In Athens, Andre won his first three fights before losing on points in the semifinals to Gennadiy Golovkin of Kazakhstan. He left Athens with a Bronze Medal, ready to make the transition into his professional career. “It’s a lot of strategy in Olympic amateur boxing,” says Andre. “Professionally, you just have to take it to the guy to win the fight.”
Andre scored a 4th round TKO over Carlos Jones in his first professional bout on January 27th. He knocked out Walter Coles in the first round in Atlanta just two weeks later in a fight that was featured on the undercard of the Laila Ali/Cassandra Geigger bout on ESPN’s Friday Night Fights.
His brother, Anthony “The Dog” Dirrell, also a super middleweight, turned professional with Andre and the two have fought their first three bouts on the same card. Last night, he scored a 2nd round TKO over Larry Brothers (5-14-2). “I was real confident about the fight going into it,” says Anthony. “I used my combinations, switched up on the guy confusing him a little a bit.” Anthony used a left hook to put Brothers on the canvas in the first round. In the second, he fired a hard right cross that forced Brothers’ manager to throw in the towel. Anthony punctuated his victory with a back flip.
The hard-punching Anthony is now 3-0 as well and none of his fights have gone the distance. “He [Anthony] likes to brawl up to the point where he could tire himself out in the later rounds,” says Andre. “If a dude brings it, he’s going to bring it. And that’s usually me too, but I like to take my time and pick my shots.”
Having both Dirrells on the same card has proven to have drawing power and is something they both hope to continue. “After that Laila Ali fight, when we were both on the same card, we pretty much took the show because everyone knew our name after that,” says Andre.
The Dirrell brothers will continue fighting on the same card until one of them fights for a title belt.
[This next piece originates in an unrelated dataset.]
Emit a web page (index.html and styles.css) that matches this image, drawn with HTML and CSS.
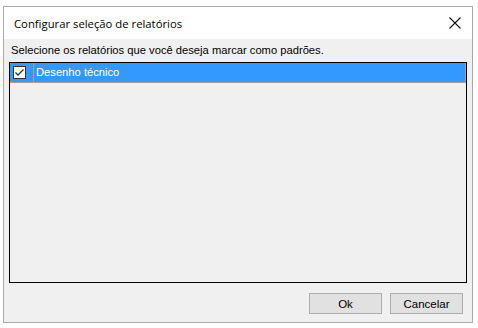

Andre plans on that being around 13th or 14th fight but is already saying he cannot wait to get a hold of IBF super middleweight champion Jeff “Left Hook” Lacy, another highly touted middleweight contender. “If I was in 12-round shape, I’d take out Jermain [Taylor] right now,” he says.
Whatever success comes towards Andre’s or Anthony’s way, they owe a lot of it to Bumper. They clearly realize that as both of them have Bumper’s face tattooed on their backs. “He’s ridden our backs our whole life,” says Andre. “He’s kept us on the right track. We didn’t have a father figure and so he was our father figure and we always looked up to him.”
“Me and my brother went to his house at nine and ten [years old] and it’s been a success from there,” says Anthony. “He’s a good grandfather, coach, manager and dad.”
Bumper has trained several members of the Dirrell family but has experienced the most success with Andre and Anthony. Bumper currently serves as Andre’s and Anthony’s manager because, as Andre wisely says, “You’re always ahead of the game as long as you don’t sign any papers.”
Andre is also one step ahead of the game in giving back to the town he says is on top of the charts. “The last [business] meeting we had, we started thinking about the name of a rec center, youth center, for the kids,” says Andre.
If the Dirrell brothers keep running up wins like tonight’s, it will not take them long to help out their hometown, which they say is poorly portrayed across the country. “They only see the negative of Flint because don’t too many people come out of the limelight in Flint and that’s what we gotta do is get ‘em out there.”
In the main event, super middleweight Henry “Sugar Poo” Buchanan scored a 6th round TKO over Julio Jean (5-5-1), improving his record to 9-0. On the undercard, Reggie “The Mechanic” Holly scored a unanimous decision over the fittingly name “Terrible” Terrance Watson (0-3-0) in a welterweight bout.